A novel hybrid deep learning framework based on biplanar X-ray radiography images for bone density prediction and classification.

Unlabelled: This study utilized deep learning for bone mineral density (BMD) prediction and classification using biplanar X-ray radiography (BPX) images from Huashan Hospital Medical Checkup Center. Results showed high accuracy and strong correlation with quantitative computed tomography (QCT) results. The proposed models offer potential for screening patients at a high risk of osteoporosis and reducing unnecessary radiation and costs.

Purpose: To explore the feasibility of using a hybrid deep learning framework (HDLF) to establish a model for BMD prediction and classification based on BPX images. This study aimed to establish an automated tool for screening patients at a high risk of osteoporosis.

Methods: A total of 906 BPX scans from 453 subjects were included in this study, with QCT results serving as the reference standard. The training-validation set:independent test set ratio was 4:1. The L1-L3 vertebral bodies were manually annotated by experienced radiologists, and the HDLF was established to predict BMD and diagnose abnormality based on BPX images and clinical information. The performance metrics of the models were calculated and evaluated.

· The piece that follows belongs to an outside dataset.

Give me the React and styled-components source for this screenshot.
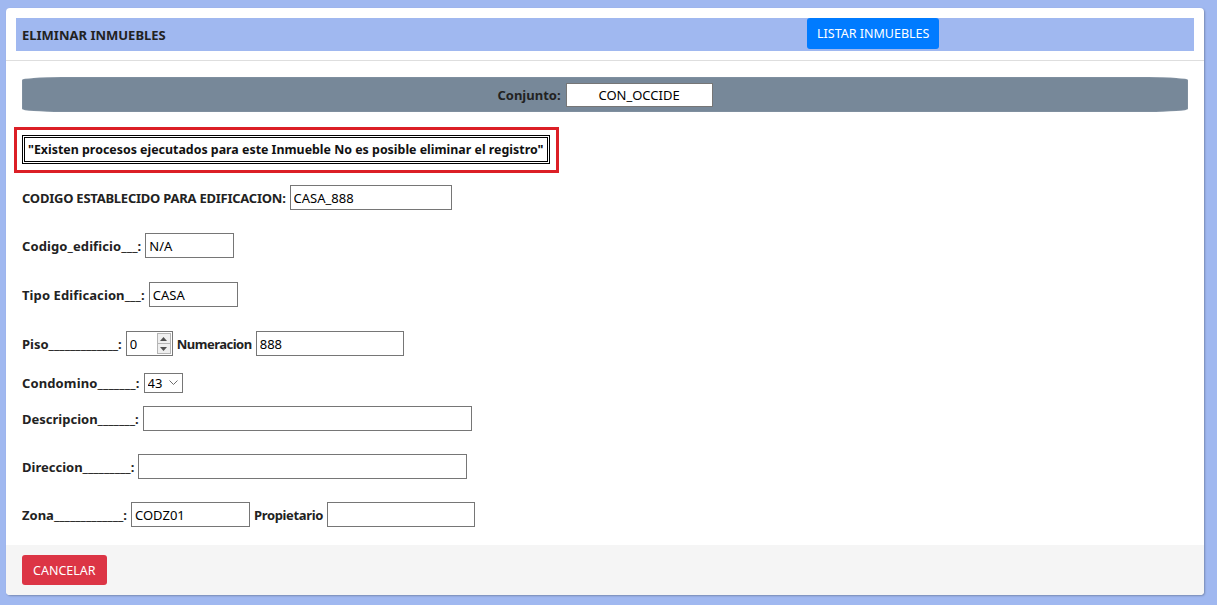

Results: The values of the BMD prediction regression model in the independent test set based on BPX images and multimodal data (BPX images and clinical information) were 0.77 and 0.79, respectively. The Pearson correlation coefficients were 0.88 and 0.89, respectively, with P-values < 0.001. Bland-Altman analysis revealed no significant difference between the predictions of the models and QCT results. The classification model achieved the highest AUC of 0.97 based on multimodal data in the independent test set, with an accuracy of 0.93, sensitivity of 0.84, specificity of 0.96, and F1 score of 0.93.

Conclusion: This study demonstrates that deep learning neural networks applied to BPX images can accurately predict BMD and perform classification diagnoses, which can reduce the radiation risk, economic consumption, and time consumption associated with specialized BMD measurement.